$3\times 3$ matrix with no real eigenvalues

Question

I was asked this question on my hw along with any $2\times2$ matrix with no real eigenvalue and any $4\times4$ matrix with no real eigenvalue. I got the $2\times2$ which is $$ \begin{bmatrix} 1 & 2 \\ -1 & -1 \\ \end{bmatrix} $$ can someone help me on the $3 \times 3$ and $4\times 4$, it seems really simple but I'm kind of stuck, thanks!

Answer 1

Assuming you're talking about matrices with real entries: any nonconstant cubic polynomial with real coefficients has a real root, by the Intermediate Value Theorem.

Answer 2

Hint: the eigenvalues are roots to the characteristic polynomial.

Answer 3

For a $4$ x $4$ matrix, why not let $$J = \begin{pmatrix} 0&-1&0&0 \\ 1&0&0&0 \\ 0&0&0&-1 \\ 0&0&1&0 \end{pmatrix}?$$

Then, what are the eigenvalues? What are the dimensions of the eigenspaces? How does the characteristic polynomial show up in the diagonal blocks?

In fact for any $n$ x $n$ matrix, where n is even, we can simply repeat these blocks along the diagonal.

Answer 4

One way to solve this is to use the Frobenius companion matrix.

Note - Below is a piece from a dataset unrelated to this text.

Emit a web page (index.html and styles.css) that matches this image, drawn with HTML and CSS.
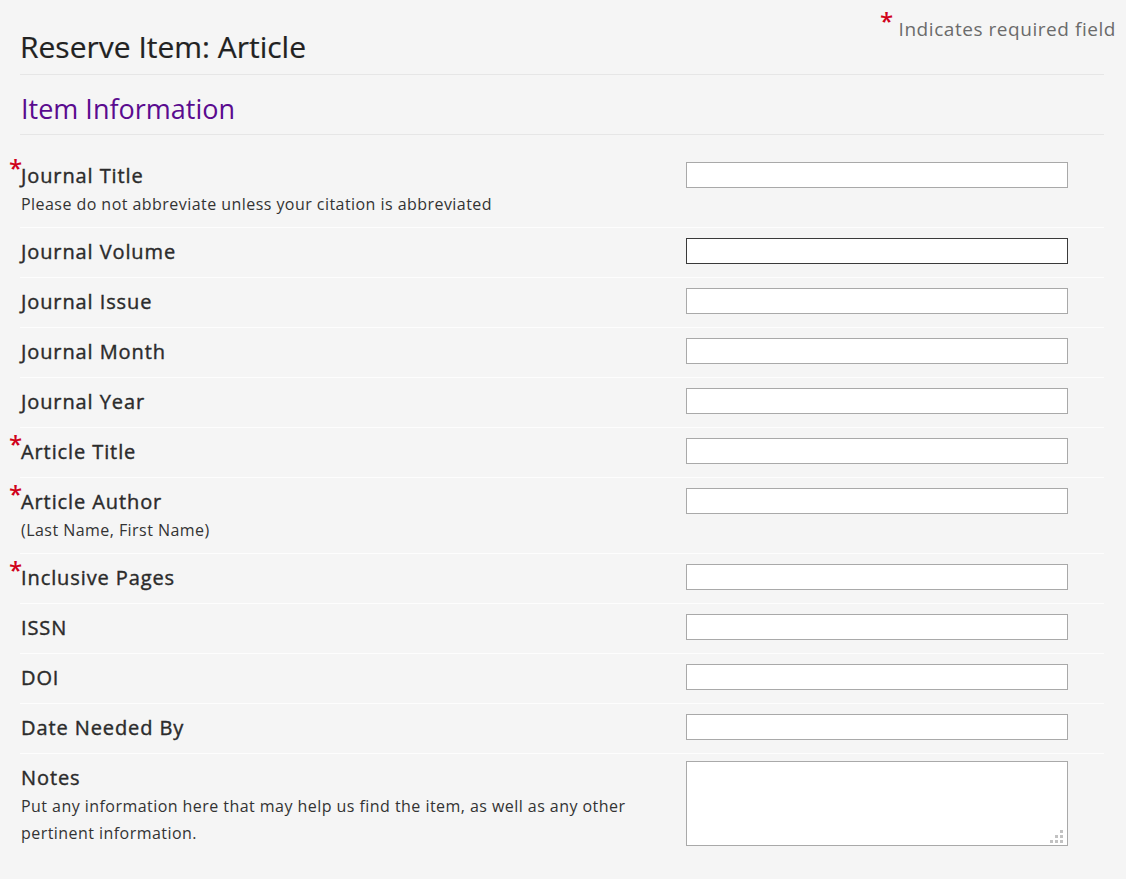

Given some equation: $$P(\lambda) = \lambda^4 + c_3\lambda^3 + c_2\lambda^2 + c_1\lambda + c_0$$

You can construct a matrix that has that characteristic polynomial: $$\begin{bmatrix} 0 & 0 & 0 & -c_0 \\ 1 & 0 & 0 & -c_1 \\ 0 & 1 & 0 & -c_2 \\ 0 & 0 & 1 & -c_3 \\ \end{bmatrix}$$

So just choose roots that are imaginary but have pair with a complex conjugate so you get a real polynomial:

$$P(\lambda) = (\lambda - a + bi)(\lambda - a - bi)(\lambda - c + di)(\lambda - c + di)$$

$$\begin{bmatrix} 0 & 0 & 0 & -(b^2 + a^2)(d^2 + c^2) \\ 1 & 0 & 0 & 2(ac^2 + ad^2 + a^2c + b^2c) \\ 0 & 1 & 0 & -4ac - a^2 - b^2 - c^2 - d^2 \\ 0 & 0 & 1 & 2(a + c) \\ \end{bmatrix}$$

As long as $b \ne 0$ and $d \ne 0$ you'll have a whole lot of matrices without real eigenvalues.